Repeat every line of the data exactly, but not the pictures.
──────────
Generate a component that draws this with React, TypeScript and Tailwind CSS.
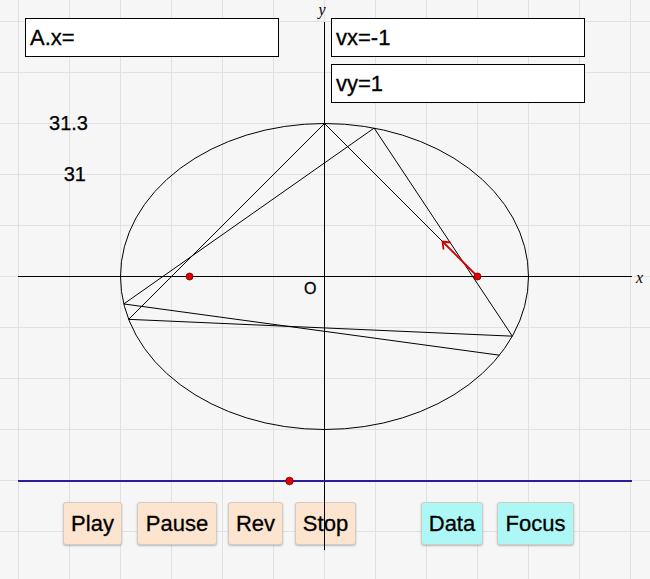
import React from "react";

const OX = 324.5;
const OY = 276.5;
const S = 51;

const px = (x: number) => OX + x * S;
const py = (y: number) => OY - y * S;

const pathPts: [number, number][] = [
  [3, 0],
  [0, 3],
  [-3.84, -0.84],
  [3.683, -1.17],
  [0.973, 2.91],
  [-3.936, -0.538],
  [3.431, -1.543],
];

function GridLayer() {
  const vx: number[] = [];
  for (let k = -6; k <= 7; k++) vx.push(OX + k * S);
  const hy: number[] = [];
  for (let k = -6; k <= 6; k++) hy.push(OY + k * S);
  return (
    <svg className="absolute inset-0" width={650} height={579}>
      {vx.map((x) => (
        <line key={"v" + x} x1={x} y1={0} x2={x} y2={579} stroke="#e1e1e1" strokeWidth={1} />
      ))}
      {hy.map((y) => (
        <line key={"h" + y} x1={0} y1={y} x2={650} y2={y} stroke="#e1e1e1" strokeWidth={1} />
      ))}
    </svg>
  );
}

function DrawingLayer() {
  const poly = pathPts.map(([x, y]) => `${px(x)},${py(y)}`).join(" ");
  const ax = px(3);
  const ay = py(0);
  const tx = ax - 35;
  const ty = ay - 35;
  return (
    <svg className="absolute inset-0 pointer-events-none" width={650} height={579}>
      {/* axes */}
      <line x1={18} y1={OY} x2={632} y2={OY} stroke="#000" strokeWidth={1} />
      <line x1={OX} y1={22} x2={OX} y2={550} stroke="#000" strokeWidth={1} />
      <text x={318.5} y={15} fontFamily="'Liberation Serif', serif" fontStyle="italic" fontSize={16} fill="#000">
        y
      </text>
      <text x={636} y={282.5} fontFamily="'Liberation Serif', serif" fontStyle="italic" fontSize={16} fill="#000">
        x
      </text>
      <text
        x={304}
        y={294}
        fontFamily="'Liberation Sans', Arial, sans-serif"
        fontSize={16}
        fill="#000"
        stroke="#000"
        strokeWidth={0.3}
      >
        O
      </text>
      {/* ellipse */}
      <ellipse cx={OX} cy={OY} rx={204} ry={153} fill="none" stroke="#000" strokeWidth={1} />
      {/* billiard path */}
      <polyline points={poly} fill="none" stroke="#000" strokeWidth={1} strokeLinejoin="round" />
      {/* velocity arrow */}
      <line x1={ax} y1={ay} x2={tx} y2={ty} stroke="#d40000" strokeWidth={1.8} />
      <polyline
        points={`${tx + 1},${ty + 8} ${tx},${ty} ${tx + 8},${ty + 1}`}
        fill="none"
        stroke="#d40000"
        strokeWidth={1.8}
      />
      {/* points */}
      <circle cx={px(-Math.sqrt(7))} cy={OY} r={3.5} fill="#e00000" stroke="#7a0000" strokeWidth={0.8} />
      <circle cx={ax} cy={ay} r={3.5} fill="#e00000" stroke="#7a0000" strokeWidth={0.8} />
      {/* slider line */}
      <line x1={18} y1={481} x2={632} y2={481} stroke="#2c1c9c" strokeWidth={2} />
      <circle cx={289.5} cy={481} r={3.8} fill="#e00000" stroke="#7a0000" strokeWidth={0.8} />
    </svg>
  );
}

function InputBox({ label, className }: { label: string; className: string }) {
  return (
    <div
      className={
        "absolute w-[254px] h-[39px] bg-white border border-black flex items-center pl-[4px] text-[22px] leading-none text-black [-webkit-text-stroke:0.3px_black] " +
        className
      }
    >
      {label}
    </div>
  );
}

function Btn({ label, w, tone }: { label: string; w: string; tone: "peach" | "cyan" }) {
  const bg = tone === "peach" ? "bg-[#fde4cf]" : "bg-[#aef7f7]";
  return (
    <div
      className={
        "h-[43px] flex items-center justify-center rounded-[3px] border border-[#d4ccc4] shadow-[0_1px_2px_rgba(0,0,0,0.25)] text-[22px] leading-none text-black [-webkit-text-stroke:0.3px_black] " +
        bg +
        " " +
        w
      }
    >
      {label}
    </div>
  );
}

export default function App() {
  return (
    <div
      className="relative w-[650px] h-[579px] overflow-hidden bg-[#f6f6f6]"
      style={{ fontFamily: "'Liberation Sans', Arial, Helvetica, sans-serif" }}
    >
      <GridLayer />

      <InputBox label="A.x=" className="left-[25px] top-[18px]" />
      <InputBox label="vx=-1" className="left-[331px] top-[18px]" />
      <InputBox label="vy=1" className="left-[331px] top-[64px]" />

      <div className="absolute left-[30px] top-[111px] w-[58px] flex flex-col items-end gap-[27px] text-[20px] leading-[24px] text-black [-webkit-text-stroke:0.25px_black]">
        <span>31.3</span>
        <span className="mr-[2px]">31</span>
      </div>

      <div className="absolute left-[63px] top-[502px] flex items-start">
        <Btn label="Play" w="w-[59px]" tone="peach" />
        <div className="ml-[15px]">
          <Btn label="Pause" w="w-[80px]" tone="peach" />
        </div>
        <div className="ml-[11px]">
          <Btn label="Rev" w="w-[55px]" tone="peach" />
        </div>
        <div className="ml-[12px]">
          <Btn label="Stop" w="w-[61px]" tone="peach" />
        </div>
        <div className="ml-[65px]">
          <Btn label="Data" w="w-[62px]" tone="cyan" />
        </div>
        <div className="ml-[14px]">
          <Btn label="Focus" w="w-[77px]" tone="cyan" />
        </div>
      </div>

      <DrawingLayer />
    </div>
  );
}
──────────
Task output:
Generate a component that draws this with React, TypeScript and Tailwind CSS.
import React from "react";

const OX = 324.5;
const OY = 276.5;
const S = 51;

const px = (x: number) => OX + x * S;
const py = (y: number) => OY - y * S;

const pathPts: [number, number][] = [
  [3, 0],
  [0, 3],
  [-3.84, -0.84],
  [3.683, -1.17],
  [0.973, 2.91],
  [-3.936, -0.538],
  [3.431, -1.543],
];

function GridLayer() {
  const vx: number[] = [];
  for (let k = -6; k <= 7; k++) vx.push(OX + k * S);
  const hy: number[] = [];
  for (let k = -6; k <= 6; k++) hy.push(OY + k * S);
  return (
    <svg className="absolute inset-0" width={650} height={579}>
      {vx.map((x) => (
        <line key={"v" + x} x1={x} y1={0} x2={x} y2={579} stroke="#e1e1e1" strokeWidth={1} />
      ))}
      {hy.map((y) => (
        <line key={"h" + y} x1={0} y1={y} x2={650} y2={y} stroke="#e1e1e1" strokeWidth={1} />
      ))}
    </svg>
  );
}

function DrawingLayer() {
  const poly = pathPts.map(([x, y]) => `${px(x)},${py(y)}`).join(" ");
  const ax = px(3);
  const ay = py(0);
  const tx = ax - 35;
  const ty = ay - 35;
  return (
    <svg className="absolute inset-0 pointer-events-none" width={650} height={579}>
      {/* axes */}
      <line x1={18} y1={OY} x2={632} y2={OY} stroke="#000" strokeWidth={1} />
      <line x1={OX} y1={22} x2={OX} y2={550} stroke="#000" strokeWidth={1} />
      <text x={318.5} y={15} fontFamily="'Liberation Serif', serif" fontStyle="italic" fontSize={16} fill="#000">
        y
      </text>
      <text x={636} y={282.5} fontFamily="'Liberation Serif', serif" fontStyle="italic" fontSize={16} fill="#000">
        x
      </text>
      <text
        x={304}
        y={294}
        fontFamily="'Liberation Sans', Arial, sans-serif"
        fontSize={16}
        fill="#000"
        stroke="#000"
        strokeWidth={0.3}
      >
        O
      </text>
      {/* ellipse */}
      <ellipse cx={OX} cy={OY} rx={204} ry={153} fill="none" stroke="#000" strokeWidth={1} />
      {/* billiard path */}
      <polyline points={poly} fill="none" stroke="#000" strokeWidth={1} strokeLinejoin="round" />
      {/* velocity arrow */}
      <line x1={ax} y1={ay} x2={tx} y2={ty} stroke="#d40000" strokeWidth={1.8} />
      <polyline
        points={`${tx + 1},${ty + 8} ${tx},${ty} ${tx + 8},${ty + 1}`}
        fill="none"
        stroke="#d40000"
        strokeWidth={1.8}
      />
      {/* points */}
      <circle cx={px(-Math.sqrt(7))} cy={OY} r={3.5} fill="#e00000" stroke="#7a0000" strokeWidth={0.8} />
      <circle cx={ax} cy={ay} r={3.5} fill="#e00000" stroke="#7a0000" strokeWidth={0.8} />
      {/* slider line */}
      <line x1={18} y1={481} x2={632} y2={481} stroke="#2c1c9c" strokeWidth={2} />
      <circle cx={289.5} cy={481} r={3.8} fill="#e00000" stroke="#7a0000" strokeWidth={0.8} />
    </svg>
  );
}

function InputBox({ label, className }: { label: string; className: string }) {
  return (
    <div
      className={
        "absolute w-[254px] h-[39px] bg-white border border-black flex items-center pl-[4px] text-[22px] leading-none text-black [-webkit-text-stroke:0.3px_black] " +
        className
      }
    >
      {label}
    </div>
  );
}

function Btn({ label, w, tone }: { label: string; w: string; tone: "peach" | "cyan" }) {
  const bg = tone === "peach" ? "bg-[#fde4cf]" : "bg-[#aef7f7]";
  return (
    <div
      className={
        "h-[43px] flex items-center justify-center rounded-[3px] border border-[#d4ccc4] shadow-[0_1px_2px_rgba(0,0,0,0.25)] text-[22px] leading-none text-black [-webkit-text-stroke:0.3px_black] " +
        bg +
        " " +
        w
      }
    >
      {label}
    </div>
  );
}

export default function App() {
  return (
    <div
      className="relative w-[650px] h-[579px] overflow-hidden bg-[#f6f6f6]"
      style={{ fontFamily: "'Liberation Sans', Arial, Helvetica, sans-serif" }}
    >
      <GridLayer />

      <InputBox label="A.x=" className="left-[25px] top-[18px]" />
      <InputBox label="vx=-1" className="left-[331px] top-[18px]" />
      <InputBox label="vy=1" className="left-[331px] top-[64px]" />

      <div className="absolute left-[30px] top-[111px] w-[58px] flex flex-col items-end gap-[27px] text-[20px] leading-[24px] text-black [-webkit-text-stroke:0.25px_black]">
        <span>31.3</span>
        <span className="mr-[2px]">31</span>
      </div>

      <div className="absolute left-[63px] top-[502px] flex items-start">
        <Btn label="Play" w="w-[59px]" tone="peach" />
        <div className="ml-[15px]">
          <Btn label="Pause" w="w-[80px]" tone="peach" />
        </div>
        <div className="ml-[11px]">
          <Btn label="Rev" w="w-[55px]" tone="peach" />
        </div>
        <div className="ml-[12px]">
          <Btn label="Stop" w="w-[61px]" tone="peach" />
        </div>
        <div className="ml-[65px]">
          <Btn label="Data" w="w-[62px]" tone="cyan" />
        </div>
        <div className="ml-[14px]">
          <Btn label="Focus" w="w-[77px]" tone="cyan" />
        </div>
      </div>

      <DrawingLayer />
    </div>
  );
}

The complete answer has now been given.